Leading an assault on the Pentagon Analyst: Chuck Spinney sifts through piles of bureaucracy and points out flaws he uncovers in the Defense Department.

March 08, 1998|By Greg Schneider | Greg Schneider,SUN STAFF

The Navy has a $47 billion problem, and some of its leaders have decided who gets the blame.

Not Boeing Co., the contractor that built a flawed fighter plane. And not program officials who let the Pentagon start production of the plane without mentioning that its wings don't work right. That's not what the Navy's upset about. Instead, the thread of blame twists through the halls of the Pentagon to an office so small the desk blocks the door from closing.

Here Franklin C. "Chuck" Spinney has infuriated Navy brass by using the telephone, copy machine and e-mail to tell the world what's wrong with the Navy's Super Hornet fighter jet. Now the secretary of defense is withholding $2 billion from the $47 billion program, and some members of Congress are spoiling to put the whole project in deep freeze.

For his efforts, Spinney hears comments like Assistant Navy Secretary John W. Douglass made recently in the Norfolk, Va., Virginian-Pilot, saying that the fighter's biggest problem is leaks to the news media by "weenies" who otherwise would be "just another low-level puke in the bureaucracy."

Spinney looks the part in his plaid sweater vest and khaki pants. But in a bureaucratic career that spans more than a generation, he has transcended his lowly status as a civilian analyst to become one of the most polarizing figures in the Pentagon.

"Chuck is sort of like the conscience of the Pentagon," said Charlie Murphy, an aide to Republican Sen. Charles E. Grassley of Iowa. "He's a very moral person. He sees things in terms of right and wrong."

"He can antagonize some people with that," said Thomas Christie, a former boss. "Chuck doesn't help himself all the time."

The Super Hornet is only the most recent example of Spinney's vast body of criticisms and writings, much of it focused on the Pentagon budget and loaded with terms such as "hallucinating," "insults the American taxpayers" and "undermines our form of government."

Some insiders won't talk about Spinney publicly for fear of association, others because they despise him so much they mistrust their tongues. His defiance is doubly lonely because it violates both the military's code of obedience and the bureaucracy's need for facelessness.

But he wasn't always a solitary voice at the bottom of a well. Fifteen years ago, Spinney made the March 7 cover of Time magazine and became the poster boy for an eccentric band of renegade bureaucrats known as the Pentagon Underground or the Military Reform Movement.

At its heart was a now almost mythic former fighter pilot named John Boyd, known as "40-second Boyd" because he could win any dogfight in that time or less.

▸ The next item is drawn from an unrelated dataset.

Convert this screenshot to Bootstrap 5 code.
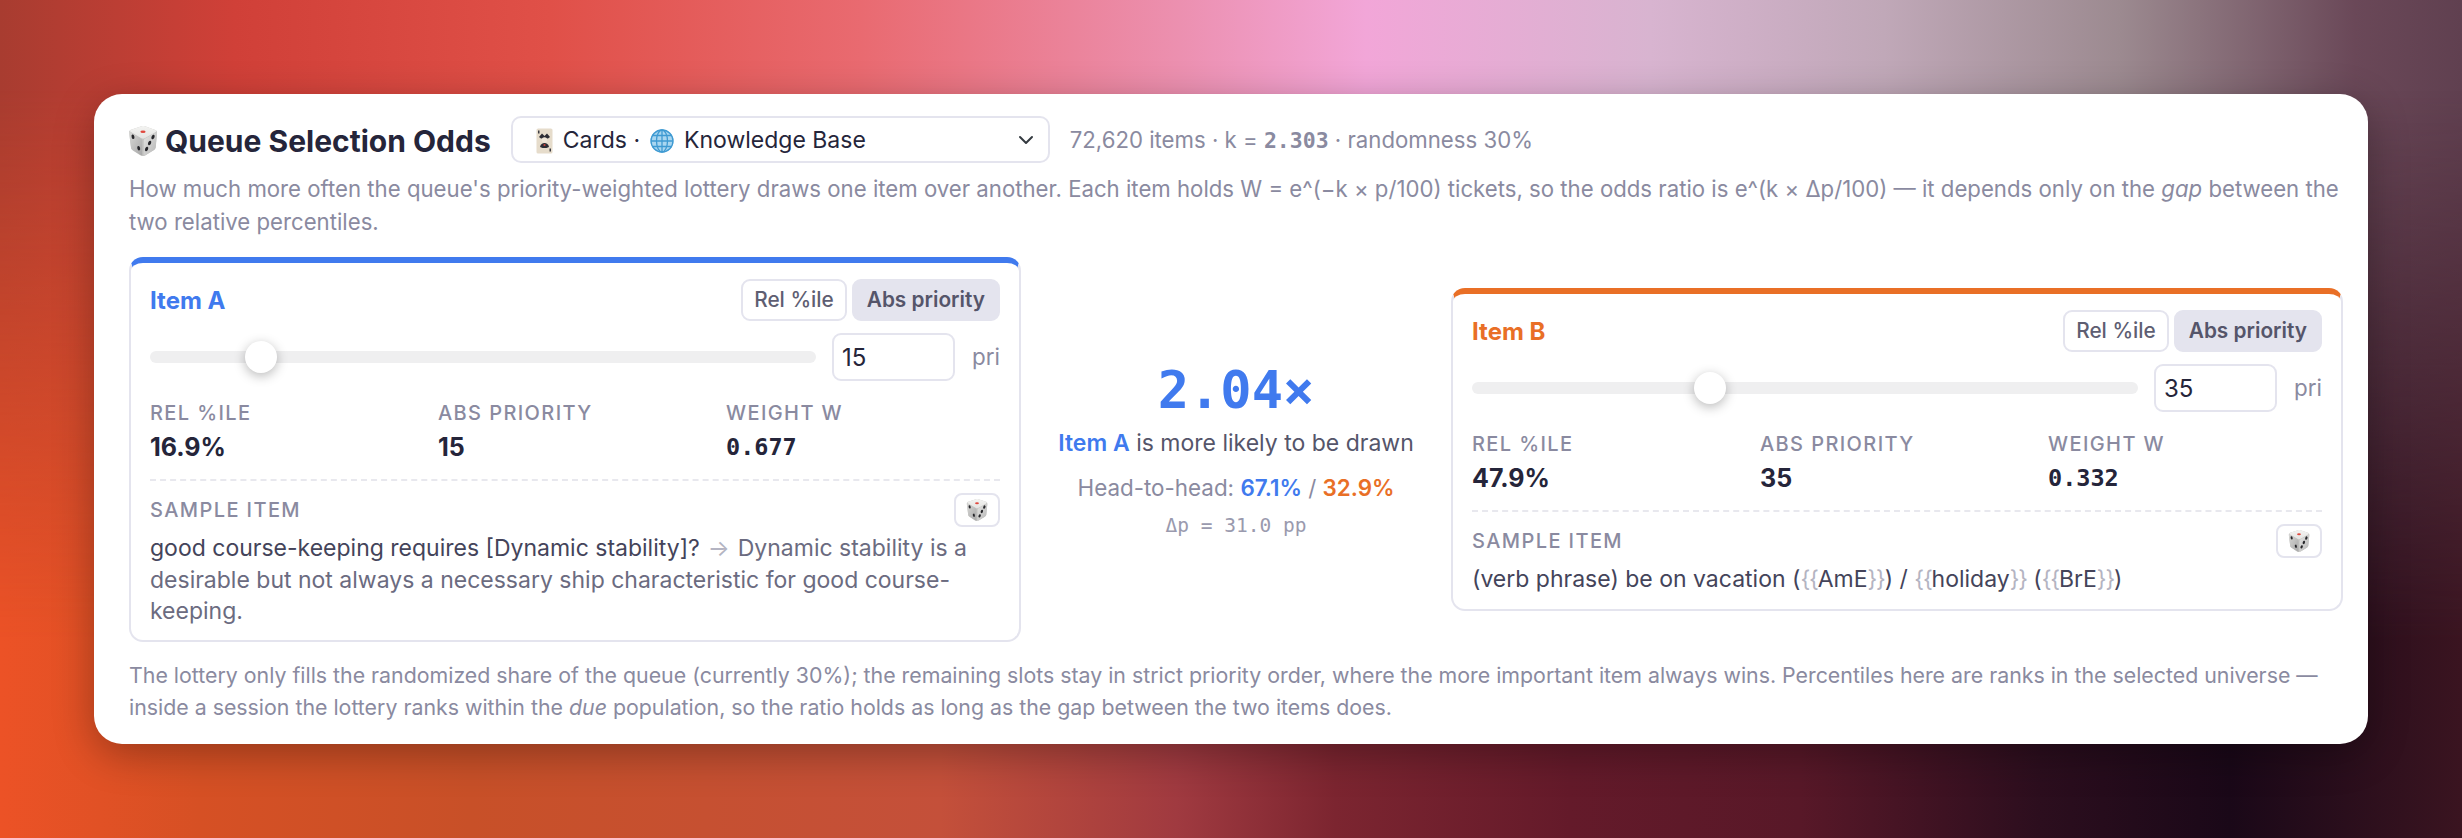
<!DOCTYPE html>
<html lang="en">
<head>
<meta charset="utf-8">
<title>Queue Selection Odds</title>
<link rel="stylesheet" href="https://cdn.jsdelivr.net/npm/bootstrap@5.3.0/dist/css/bootstrap.min.css">
<style>
html,body{height:100%;}
body{font-family:"Inter","Liberation Sans",sans-serif;color:#25253a;overflow:hidden;
 background:linear-gradient(90deg,#a83c30 0,#d04038 235px,#e05048 550px,#e96a70 860px,#ec90b0 1180px,#f2a6d8 1366px,#d8b4d0 1650px,#c0a8b8 1884px,#9c8a90 2120px,#6a4858 2355px,#604050 2462px);
}
.stage{height:838px;padding:94px;position:relative;}
.dark-wash{position:absolute;inset:0;
 background:linear-gradient(90deg,#ec5226 0,#d65024 200px,#c85028 470px,#c4503a 940px,#a03a40 1177px,#7c2530 1335px,#641a2a 1570px,#581828 1800px,#2c0e1e 2040px,#1a0818 2230px,#3a1420 2462px);
 -webkit-mask-image:linear-gradient(to bottom,rgba(0,0,0,0) 0,rgba(0,0,0,0) 90px,#000 640px,#000 100%);
 mask-image:linear-gradient(to bottom,rgba(0,0,0,0) 0,rgba(0,0,0,0) 90px,#000 640px,#000 100%);}
.odds-panel{position:relative;background:#fff;border-radius:28px;height:650px;padding:22px 25px 0 35px;box-shadow:0 10px 40px rgba(0,0,0,.3);}
.head-row{display:flex;align-items:center;gap:20px;height:47px;margin-left:-1px;}
.odds-title{font-size:30px;font-weight:700;line-height:1;margin:0;padding-top:2px;display:flex;align-items:center;gap:7px;color:#25253a;white-space:nowrap;}
.universe{width:539px;height:47px;flex:none;font-size:23px;line-height:1.4;color:#25253a;border:2px solid #e4e4ee;border-radius:10px;padding:2px 36px 0 23px;display:flex;align-items:center;gap:10px;background-size:22px 16px;background-position:right 11px center;}
.head-meta{font-size:22.2px;color:#8a8aa0;white-space:nowrap;padding-top:1px;}
.head-meta b{font-family:"DejaVu Sans Mono",monospace;font-size:21.5px;font-weight:700;}
.note{font-size:22.2px;line-height:33px;color:#8a8aa0;margin:9px 0 0;}
.versus{display:flex;align-items:center;margin-top:19px;height:385px;}
.item-card{flex:1 1 0;min-width:0;border:2px solid #e4e4ee;border-top:6px solid;border-radius:14px;padding:16px 19px 0 19px;}
.item-card.side-a{border-top-color:#407aee;height:385px;}
.item-card.side-b{border-top-color:#e96f26;height:323px;}
.middle{flex:0 0 430px;text-align:center;}
.card-top{display:flex;justify-content:space-between;align-items:center;height:42px;}
.item-name{font-size:24px;font-weight:700;padding-top:2px;}
.tone-a{color:#407aee;} .tone-b{color:#e96f26;}
.mode-pick{display:flex;gap:5px;}
.mode-pick .btn{height:42px;font-size:20.8px;line-height:1;padding:0 11px;border:2px solid #e4e4ee;border-radius:9px;color:#5e5e72;background:#fff;font-weight:500;}
.mode-pick .btn.on{background:#e4e4ee;color:#55556a;font-weight:600;padding:0 13px;}
.slide-row{display:flex;align-items:center;margin-top:12px;height:48px;}
.slide-row .form-range{flex:1 1 0;height:32px;padding:0;margin-right:16px;}
.form-range::-webkit-slider-runnable-track{height:12px;background:#efeff0;border-radius:6px;}
.form-range::-webkit-slider-thumb{width:32px;height:32px;margin-top:-10px;background:#fff;border:0;box-shadow:0 3px 12px rgba(0,0,0,.28);}
.slide-row .form-control{flex:0 0 123px;width:123px;height:48px;font-size:24px;padding:0 8px;border:2px solid #e4e4ee;border-radius:9px;color:#25253a;}
.unit{font-size:22.4px;color:#8a8aa0;width:45px;text-align:right;}
.facts{display:grid;grid-template-columns:repeat(3,1fr);gap:14px;margin-top:19px;padding-bottom:15px;border-bottom:2px dashed #e8e8ee;}
.fact-label{font-size:20px;line-height:26px;font-weight:500;letter-spacing:1.4px;text-transform:uppercase;color:#8a8aa0;}
.fact-value{font-size:25px;line-height:34px;margin-top:4px;font-weight:700;color:#25253a;}
.fact-value.mono{font-family:"DejaVu Sans Mono",monospace;font-size:23.5px;}
.sample-top{display:flex;justify-content:space-between;align-items:center;margin-top:12px;height:34px;}
.sample-top .btn{width:46px;height:34px;padding:0;border:2px solid #e4e4ee;border-radius:8px;display:flex;align-items:center;justify-content:center;background:#fff;}
.sample-text{font-size:23px;line-height:31.5px;color:#6b6b80;margin-top:6px;}
.sample-text .front{color:#44445a;}
.sample-text .soft{color:#b4b4c2;margin:0 1.5px;}
.sample-text .brace{color:#b4b4c2;letter-spacing:-1.2px;}
.big-odds{font-family:"DejaVu Sans Mono",monospace;font-weight:700;font-size:52px;line-height:60px;color:#407aee;}
.verdict{font-size:23px;line-height:30px;color:#55556a;margin-top:8px;}
.verdict b{font-weight:600;}
.h2h{font-size:22.4px;line-height:30px;color:#8a8aa0;margin-top:15px;}
.h2h b{font-weight:600;}
.gap-line{font-family:"DejaVu Sans Mono",monospace;font-size:19.5px;line-height:26px;color:#9a9aae;margin-top:10px;}
.foot{font-size:21.33px;line-height:32px;color:#8a8aa0;margin:17px 0 0;}
</style>
</head>
<body>
<svg width="0" height="0" class="d-block position-absolute">
 <defs>
  <linearGradient id="dieTop" x1="0" y1="0" x2="0" y2="1"><stop offset="0" stop-color="#f4f4f2"/><stop offset="1" stop-color="#e4e4e2"/></linearGradient>
  <linearGradient id="dieL" x1="0" y1="0" x2="1" y2="1"><stop offset="0" stop-color="#d8d8d6"/><stop offset="1" stop-color="#a8a8a8"/></linearGradient>
  <linearGradient id="dieR" x1="0" y1="0" x2="1" y2="1"><stop offset="0" stop-color="#e6e6e4"/><stop offset="1" stop-color="#b6b6b6"/></linearGradient>
  <symbol id="die" viewBox="0 0 30 32">
   <path d="M13.5 1.2 3 4.8C1.4 5.4 1 6.4 1.2 8L3 22.5c.2 1.5.8 2.3 2.2 3.2l7 4.6c1.6 1 3.4 1 5 .1l8-4.8c1.3-.8 2-1.6 2.3-3L29 8.4c.3-1.7-.1-2.8-1.8-3.5L17 1.2c-1.2-.4-2.3-.4-3.5 0Z" fill="#c4c4c2"/>
   <path d="M13.5 1.2 3 4.8C1.6 5.3 1.6 6.3 2.8 7l10.6 6.2c1.1.6 2.2.6 3.3 0L27.4 7.2c1.3-.8 1.2-1.8-.2-2.3L17 1.2c-1.2-.4-2.3-.4-3.5 0Z" fill="url(#dieTop)"/>
   <path d="M1.7 6.8 13 13.6c.9.5 1.3 1.2 1.3 2.2v14.7c-.8-.1-1.5-.3-2.1-.7l-7-4.5C3.8 24.5 3.2 23.7 3 22.5L1.2 8c0-.5.2-1 .5-1.2Z" fill="url(#dieL)"/>
   <path d="M28.6 7 17.2 13.6c-.9.5-1.4 1.2-1.4 2.2v14.7c.6-.1 1.3-.3 1.9-.6l7.8-4.7c1.3-.8 2-1.6 2.3-3L29 8.4c.1-.6 0-1-.4-1.4Z" fill="url(#dieR)"/>
   <ellipse cx="15" cy="6.8" rx="2.6" ry="1.3" fill="#e0483e"/>
   <ellipse cx="5" cy="11.8" rx="1.4" ry="2.3" transform="rotate(-14 5 11.8)" fill="#26262a"/>
   <ellipse cx="10.7" cy="23.2" rx="1.4" ry="2.3" transform="rotate(-14 10.7 23.2)" fill="#26262a"/>
   <ellipse cx="25" cy="12" rx="1.5" ry="2.4" transform="rotate(22 25 12)" fill="#26262a"/>
   <ellipse cx="21.6" cy="18" rx="1.5" ry="2.4" transform="rotate(22 21.6 18)" fill="#26262a"/>
   <ellipse cx="18.6" cy="24" rx="1.5" ry="2.4" transform="rotate(22 18.6 24)" fill="#26262a"/>
  </symbol>
  <symbol id="joker" viewBox="0 0 17 26">
   <rect x=".5" y=".5" width="16" height="25" rx="1.6" fill="#e6dccb"/>
   <path d="M3 9 6 5.5 8.5 8 11 5.5 14 9l-2 1.4H5Z" fill="#2c2c34"/>
   <circle cx="8.5" cy="12" r="2.7" fill="#efe6d8"/>
   <path d="M4 19c.6-3 2.4-4 4.5-4s3.9 1 4.5 4l-2.5 1H6.5Z" fill="#2c2c34"/>
   <circle cx="8.5" cy="17" r="1.1" fill="#c8443c"/>
   <path d="M2 2.5h1.5v3H2zM13.5 20.5H15v3h-1.5z" fill="#3a3a40"/>
  </symbol>
  <symbol id="globe" viewBox="0 0 24 24">
   <circle cx="12" cy="12" r="11.5" fill="#a9d6f0"/>
   <g fill="none" stroke="#3f9ad2" stroke-width="1.3">
    <circle cx="12" cy="12" r="11"/>
    <ellipse cx="12" cy="12" rx="5.5" ry="11"/>
    <path d="M12 1v22M1 12h22M2.6 6.5h18.8M2.6 17.5h18.8"/>
   </g>
  </symbol>
 </defs>
</svg>
<div class="dark-wash"></div>
<main class="stage">
 <section class="odds-panel">
  <div class="head-row">
   <h1 class="odds-title"><svg width="30" height="32"><use href="#die"/></svg>Queue Selection Odds</h1>
   <div class="form-select universe"><svg width="17" height="26"><use href="#joker"/></svg><span>Cards ·</span><svg width="24" height="24"><use href="#globe"/></svg><span>Knowledge Base</span></div>
   <div class="head-meta">72,620 items · k = <b>2.303</b> · randomness 30%</div>
  </div>
  <p class="note">How much more often the queue's priority-weighted lottery draws one item over another. Each item holds W = e^(−k × p/100) tickets, so the odds ratio is e^(k × Δp/100) — it depends only on the <em>gap</em> between the two relative percentiles.</p>
  <div class="versus">
   <article class="item-card side-a">
    <div class="card-top">
     <span class="item-name tone-a">Item A</span>
     <div class="mode-pick"><button class="btn" type="button">Rel %ile</button><button class="btn on" type="button">Abs priority</button></div>
    </div>
    <div class="slide-row">
     <input class="form-range" type="range" min="0" max="100" value="15" aria-label="Item A priority">
     <input class="form-control" type="text" value="15" aria-label="Item A value">
     <span class="unit">pri</span>
    </div>
    <div class="facts">
     <div><div class="fact-label">Rel %ile</div><div class="fact-value">16.9%</div></div>
     <div><div class="fact-label">Abs priority</div><div class="fact-value">15</div></div>
     <div><div class="fact-label">Weight W</div><div class="fact-value mono">0.677</div></div>
    </div>
    <div class="sample-top">
     <span class="fact-label">Sample item</span>
     <button class="btn" type="button" aria-label="Reroll"><svg width="22" height="24"><use href="#die"/></svg></button>
    </div>
    <div class="sample-text"><span class="front">good course-keeping requires [Dynamic stability]?</span> <span class="soft">→</span> Dynamic stability is a desirable but not always a necessary ship characteristic for good course-keeping.</div>
   </article>
   <div class="middle">
    <div class="big-odds">2.04×</div>
    <div class="verdict"><b class="tone-a">Item A</b> is more likely to be drawn</div>
    <div class="h2h">Head-to-head: <b class="tone-a">67.1%</b> / <b class="tone-b">32.9%</b></div>
    <div class="gap-line">Δp = 31.0 pp</div>
   </div>
   <article class="item-card side-b">
    <div class="card-top">
     <span class="item-name tone-b">Item B</span>
     <div class="mode-pick"><button class="btn" type="button">Rel %ile</button><button class="btn on" type="button">Abs priority</button></div>
    </div>
    <div class="slide-row">
     <input class="form-range" type="range" min="0" max="100" value="35" aria-label="Item B priority">
     <input class="form-control" type="text" value="35" aria-label="Item B value">
     <span class="unit">pri</span>
    </div>
    <div class="facts">
     <div><div class="fact-label">Rel %ile</div><div class="fact-value">47.9%</div></div>
     <div><div class="fact-label">Abs priority</div><div class="fact-value">35</div></div>
     <div><div class="fact-label">Weight W</div><div class="fact-value mono">0.332</div></div>
    </div>
    <div class="sample-top">
     <span class="fact-label">Sample item</span>
     <button class="btn" type="button" aria-label="Reroll"><svg width="22" height="24"><use href="#die"/></svg></button>
    </div>
    <div class="sample-text"><span class="front">(verb phrase) be on vacation (<span class="brace">{{</span>AmE<span class="brace">}}</span>) / <span class="brace">{{</span>holiday<span class="brace">}}</span> (<span class="brace">{{</span>BrE<span class="brace">}}</span>)</span></div>
   </article>
  </div>
  <p class="foot">The lottery only fills the randomized share of the queue (currently 30%); the remaining slots stay in strict priority order, where the more important item always wins. Percentiles here are ranks in the selected universe — inside a session the lottery ranks within the <em>due</em> population, so the ratio holds as long as the gap between the two items does.</p>
 </section>
</main>
<script src="https://cdn.jsdelivr.net/npm/bootstrap@5.3.0/dist/js/bootstrap.bundle.min.js"></script>
</body>
</html>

Under Boyd's direction, the group of fewer than a dozen civilian and uniformed insiders set out to change the habits of the military and the industry that serves it. Then, one by one, the enormous machine they challenged ground them down.

Boyd, who died last year, left to study philosophy. His right-hand man gave up and started a jazz recording studio. Another high-profile follower went into county politics, wrote a book and was recently the subject of an HBO movie. Today, only Spinney is left, plodding along on the same course.

"We call Chuck," said one sympathetic Marine Corps colonel, "the Last Man Standing."

Boyd's disciple

There is a window in Spinney's office, but it faces another Venetian-blinded window. One wall is mostly blackboard, covered with equations. A set of bookshelves is stuffed with military reference works, the desk piled with three-ring binders, policy journals and, usually, a bottle of Diet Coke. Lately, documents about the Super Hornet form another layer of clutter atop it all.

Spinney, his eyes red by the end of the day and face pulled into a perpetual scowl of concentration, spins in his chair from desk to laptop computer to telephone.

He hates the passive-sounding title of analyst, but that's basically Spinney's job -- to study warplanes for the program analysis and evaluation section of the Office of the Secretary of Defense. Spinney refuses to stay within boundaries, though, roaming into a variety of military issues. His civil service salary is about $100,000 a year.

Though the 52-year-old engineer came of age during the 1960s, he is no graying campus radical. He was born into the military at Wright-Patterson Air Force Base in Ohio. His father was a career Air Force officer, what Spinney calls a "true believer."

The son followed straight into the Air Force after graduating from Lehigh University in 1967 with a mechanical engineering degree. His first posting: Wright-Patterson, where he worked in the flight dynamics lab next to a lieutenant whose father had worked there with Spinney's. He spent most of the Vietnam War researching the characteristics of fighter planes.

It was during an assignment to the Pentagon that Spinney encountered the force that would alter his life: Col. John Boyd, who became his boss in the Air Force research and development office.